Although Dan Foley installed his first radiant heating system in 1991, 20 years passed before he completed a radiant cooling project. Now Foley, the owner and president of Foley Mechanical in Lorton, VA, typically has several radiant cooling projects in progress at once. He sees the hydronics application as a continued growth area for his business, particularly for new construction.

“Radiant cooling is conducive to commercial construction techniques, where the floors are poured concrete over steel decking, and to hard surfaces like stone, tile, or dyed concrete,” notes Foley. His radiant cooling projects have included a number of luxury residences—ranging up to 42,000 square feet—that are houses in name only because they feature commercial mechanical systems.

“Like a lot of technologies, radiant cooling was around for decades before it was ‘discovered,’” says Lance MacNevin, director of the engineering, building, and construction division of the Plastics Pipe Institute in Irving, TX. In the 1930s, for instance, iron pipes embedded in floors and ceilings often provided radiant heating and cooling in commercial buildings. The introduction of PEX (crosslinked polyethylene) tubing in the 1970s began rekindling interest in circulating warm or chilled fluid through plastic pipes embedded in floors, walls, or ceilings. In recent years, with the development of more sophisticated control systems, the technology has drawn the interest of environmentally minded architects and design engineers.

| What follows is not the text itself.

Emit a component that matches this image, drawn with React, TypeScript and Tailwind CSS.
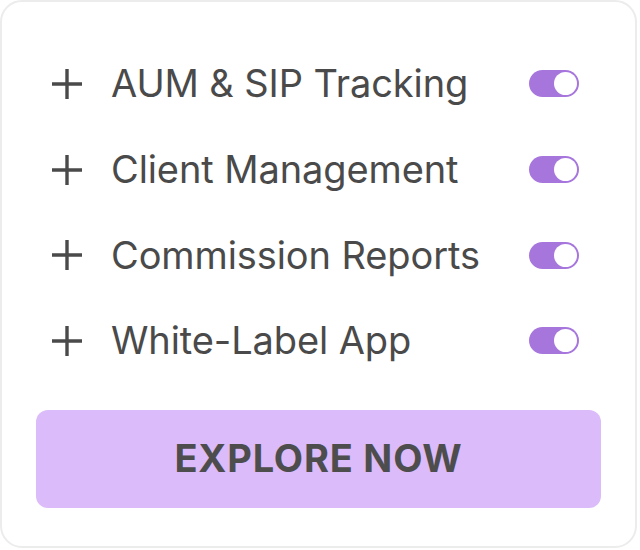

“Commercial buildings have always used hydronics to move heat around because it’s so much more efficient. It takes far less energy to circulate water through a building than to blow air through it,” adds MacNevin. “It’s really just a learning curve to do radiant cooling as well.” He notes that radiant cooling systems use fluid chilled in the range of 58 to 60 degrees, which doesn’t require much energy generation.

Rising Popularity

According to the Center for the Built Environment (CBE) at the University of California Berkeley, radiant cooling and heating systems are becoming more common in commercial buildings throughout North America, particularly those designated as ultra-low and zero-net energy buildings. One recent study conducted by CBE found that buildings with radiant systems for both heating and cooling used less energy when compared to peer buildings and national benchmarks, while still maintaining the comfort of occupants.

With many new commercial buildings pursuing LEED certification, radiant systems also have the potential of earning a significant number of points in LEED’s energy environment category. In fact, says MacNevin, “I’ve heard that, in the last 10 years, more than 50 percent of all the LEED-rated buildings in North America include radiant heating, radiant cooling, or both.”

Commercial architects—the people who generally specify radiant cooling systems—not only like the resulting energy efficiency but also the greater design freedom. “With radiant cooling, you can control temperature without huge ducts, fans, and registers,” Foley explains. “Architects like burying cooling in the floor because it gives them clean lines to work with.”

Radiant cooling pairs especially well with the expansive areas of glass that are a hallmark of modern architecture; as the sun’s energy pours through the windows, the fluid flowing through the plastic tubing captures the heat and carries it away, instead of allowing it to become trapped in the floor. Another advantage is a reduction in noise. With radiant cooling, both a building’s ductwork and fans can be downsized, which makes the moving air quieter.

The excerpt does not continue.